St. Mary's Academy is a historic building located in a residential area of the West End of Davenport, Iowa, United States. It was listed on the National Register of Historic Places in 1984. The building was built as a school building for St. Mary's Catholic Church, which is listed separately on the National Register.

==History==
The structure was built in the 19th century during the pastorate of the Rev. Michael Flavin who served the parish from 1871 to 1884. After the parish built a new school and convent across the street from the church during the pastorate of Msgr. J.P. Ryan the building became a home for aged women and young, single woman who worked in the city. The facility was operated by the Sisters of Mercy. It was at this time that the rear chapel addition was built.
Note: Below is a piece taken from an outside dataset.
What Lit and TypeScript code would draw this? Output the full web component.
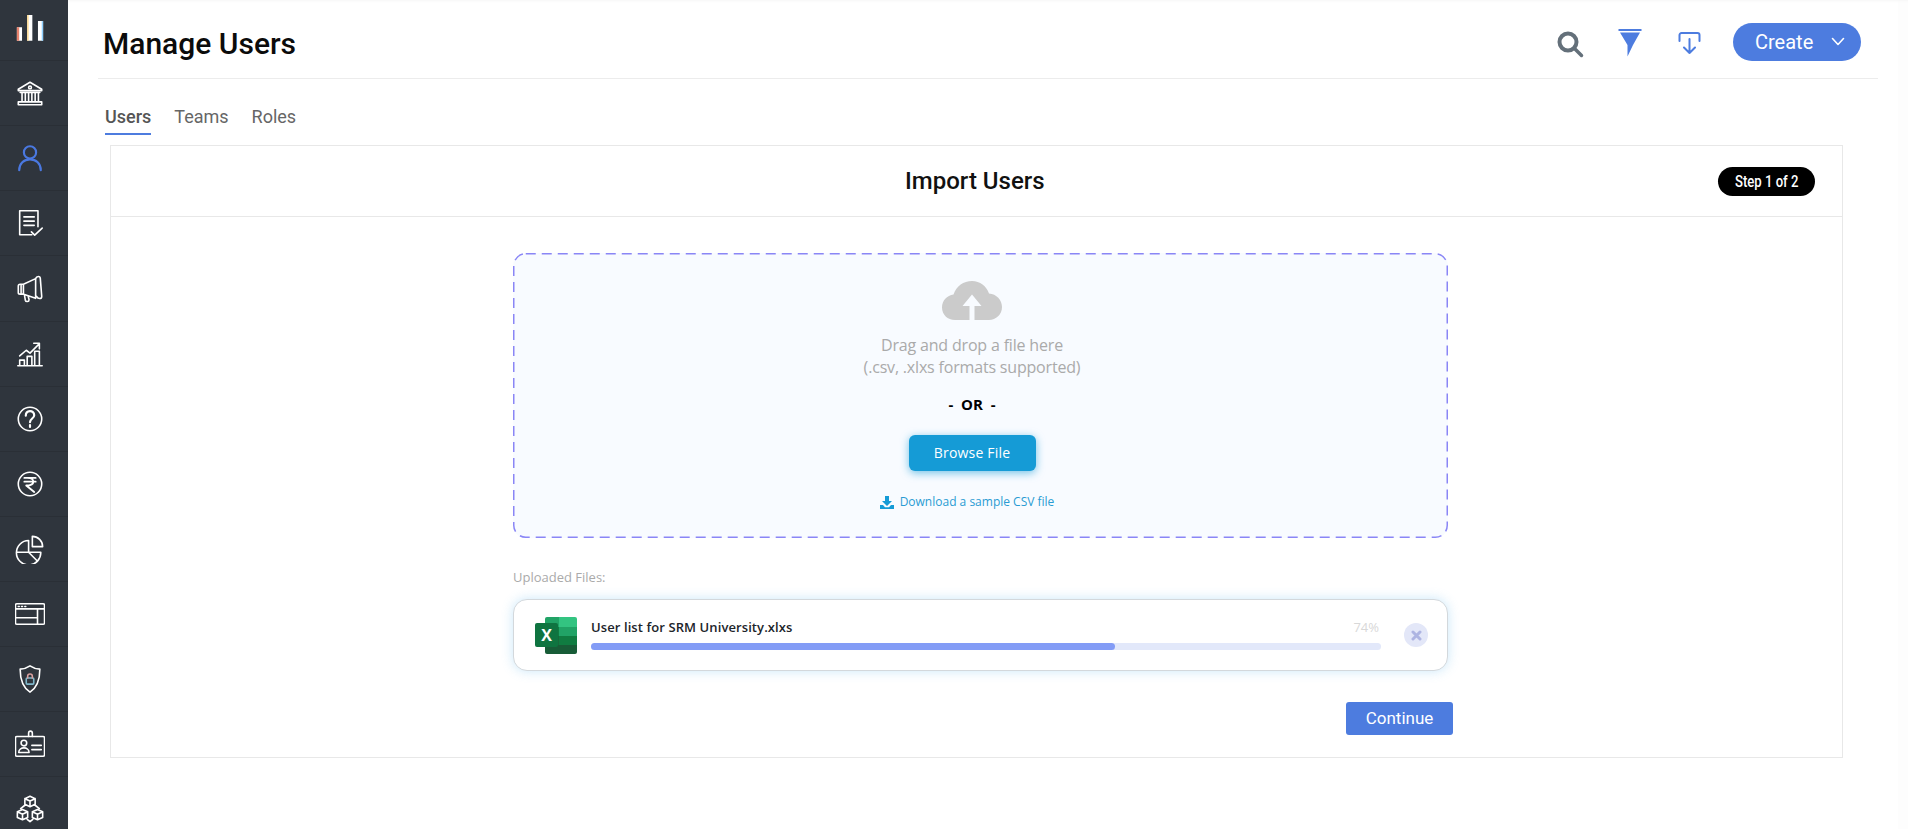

The name of the building was referred to then as St. Mary's Home. The structure was later converted into apartments.

==Architecture==
The building is constructed of red brick in the Romanesque Revival style. Bands of rough cut stone are placed above the windows and the same stonework frames the main entrance. The 3½ story building features a rectangular plan, a hipped roof, advanced corner and end pavilions with parapet gables, and a symmetrical front. Decorative brickwork may be found across the top of the building, just below the roofline. he main entrance is constructed of cast iron and features art glass and Greek fret decorative elements. A statue of the Blessed Virgin Mary remains in the niche at the top of the entrance tower.